After transitioning from an upbeat pop sound to cool R&B on Jimmy Webb's "Everybody Gets To Go To The Moon" for her opener, she yelled "Woo Hoo" about finally performing at the Carlyle and then proceeded to babble giddily about everything from once meeting George Bush to playing gigs on cruises to Greece and Italy. Natalie enjoys chatting up the audience in a way that can seem like a spacey stream of consciousness riff that goes over the top, but in this setting that is more intimate than, say, Birdland (where she has performed 25 times in eight years), her patter was charming and totally worked. While her longish script may sometimes shorten the set list, in this show her 13 songs were so lush and layered, it felt like much more.

If this show had been a baseball game, Douglas would have had a five home run night. Her rendition of Gloria Estefan's pop ballad "Can't Stay Away From You," was tender and emotive, while on the Nat King Cole hit "Somewhere Along the Way" she sounded like a delicious and delicate 1930s New York nightclub singer. At her most recent Birdland show, Douglas blew the roof off on a full band arrangement of the 1984 John Waite pop song "Missing You. But with just Hartman at the piano for the Carlyle show, Douglas pulled back a bit on the tempo and power and transformed the song into a heart-wrenching ballad of obsession and longing that built to a stunning climax. A bit later, she was similarly haunting on Bob Telson's "Calling You," from the 1987 film Bagdad Cafe, and she delivered "Let It Be Me" (covered by almost everyone from Elvis to the Everly Brothers) as a soaring gospel ballad. Hartman, whose quirky piano riffs behind certain lyrics were inspired, produced wonderfully jazzy and bluesy piano and vocal arrangements on Rodgers & Hart's "Bewitched, Bothered and Bewildered" and on the show's finale, Cy Coleman and Carolyn Leigh"s "The Best Is Yet To Come," proving once again that Douglas and Hartman are totally in tune and in synch and musically might have been separated at birth. (Please click on Page 2 below to continue.)

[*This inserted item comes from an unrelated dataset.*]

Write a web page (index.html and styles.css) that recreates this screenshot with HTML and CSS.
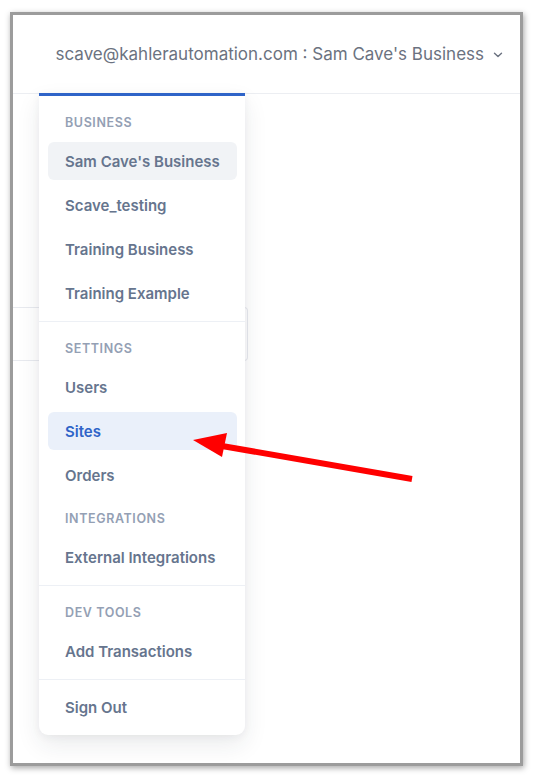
FILE: index.html
```html
<!DOCTYPE html>
<html lang="en">
<head>
<meta charset="utf-8">
<title>Account menu</title>
<link rel="stylesheet" href="styles.css">
</head>
<body>
<div class="frame">
  <header class="topbar">
    <button class="account">
      <span>scave@kahlerautomation.com : Sam Cave's Business</span>
      <svg class="chev" width="10" height="6" viewBox="0 0 10 6"><path d="M1.5 1.2 L5 4.6 L8.5 1.2" fill="none" stroke="#6b7280" stroke-width="1.4" stroke-linecap="round" stroke-linejoin="round"/></svg>
    </button>
  </header>
  <main class="content">
    <div class="bg-field"></div>
    <nav class="menu">
      <div class="section">
        <div class="label">BUSINESS</div>
        <div class="item active">Sam Cave's Business</div>
        <div class="item">Scave_testing</div>
        <div class="item">Training Business</div>
        <div class="item">Training Example</div>
      </div>
      <div class="section">
        <div class="label">SETTINGS</div>
        <div class="item">Users</div>
        <div class="item selected">Sites</div>
        <div class="item">Orders</div>
        <div class="label">INTEGRATIONS</div>
        <div class="item">External Integrations</div>
      </div>
      <div class="section">
        <div class="label">DEV TOOLS</div>
        <div class="item">Add Transactions</div>
      </div>
      <div class="section">
        <div class="item">Sign Out</div>
      </div>
    </nav>
  </main>
</div>
<svg class="arrow" width="534" height="780" viewBox="0 0 534 780">
  <line x1="412" y1="479" x2="222" y2="446" stroke="#ff0000" stroke-width="6"/>
  <polygon points="193,440 227,433 222,457" fill="#ff0000"/>
</svg>
</body>
</html>
```
FILE: styles.css
```css
html, body {
  margin: 0;
  padding: 0;
  background: #ffffff;
}
body {
  width: 534px;
  height: 780px;
  position: relative;
  overflow: hidden;
  font-family: Inter, "Noto Sans", sans-serif;
}
.frame {
  box-sizing: border-box;
  margin: 12px 0 0 10px;
  width: 513px;
  height: 754px;
  border: 3px solid #9c9c9c;
  box-shadow: 1px 2px 6px rgba(0, 0, 0, 0.35);
  background: #ffffff;
  display: flex;
  flex-direction: column;
}
.topbar {
  height: 78px;
  flex: none;
  border-bottom: 1px solid #eceef2;
  display: flex;
  align-items: center;
  justify-content: flex-end;
  padding-right: 17px;
}
.account {
  border: 0;
  background: none;
  padding: 0;
  font-family: Inter, "Noto Sans", sans-serif;
  font-size: 17px;
  color: #6b7280;
  display: flex;
  align-items: center;
  gap: 9px;
}
.chev {
  margin-top: 1px;
}
.content {
  position: relative;
  flex: 1;
}
.bg-field {
  box-sizing: border-box;
  margin: 213px 0 0 0;
  width: 235px;
  height: 54px;
  border: 1px solid #e8eaef;
  border-left: 0;
  border-radius: 0 4px 4px 0;
}
.menu {
  position: absolute;
  left: 26px;
  top: -1px;
  width: 206px;
  box-sizing: border-box;
  background: #ffffff;
  border-top: 3px solid #2f64c8;
  border-radius: 0 0 9px 9px;
  box-shadow: 0 10px 24px rgba(30, 41, 59, 0.09), 0 2px 8px rgba(30, 41, 59, 0.05);
}
.section {
  display: flex;
  flex-direction: column;
  gap: 6px;
  padding: 8px 8px 9px 9px;
  border-top: 1px solid #edf0f5;
}
.section:first-child {
  border-top: 0;
}
.label {
  box-sizing: border-box;
  height: 32px;
  padding: 5px 0 0 17px;
  display: flex;
  align-items: center;
  font-size: 12.5px;
  font-weight: 600;
  letter-spacing: 0.6px;
  color: #94a0b4;
}
.item {
  box-sizing: border-box;
  height: 38px;
  padding-left: 17px;
  display: flex;
  align-items: center;
  font-size: 15px;
  font-weight: 600;
  color: #66758e;
  border-radius: 6px;
}
.item.active {
  background: #f1f3f6;
}
.item.selected {
  background: #eaf0fa;
  color: #2f64c8;
}
.arrow {
  position: absolute;
  left: 0;
  top: 0;
  pointer-events: none;
}
```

For her encore, Douglas couldn't have come up with a more perfect choice, especially for this reviewer and his wife celebrating an anniversary on this night. As we left the Carlyle arm-in-arm for our trip back to Brooklyn, Natalie Douglas' mesmerizing and meticulous interpretation of "One For My Baby" was definitely the one more for the road we needed to end a glorious evening of cabaret.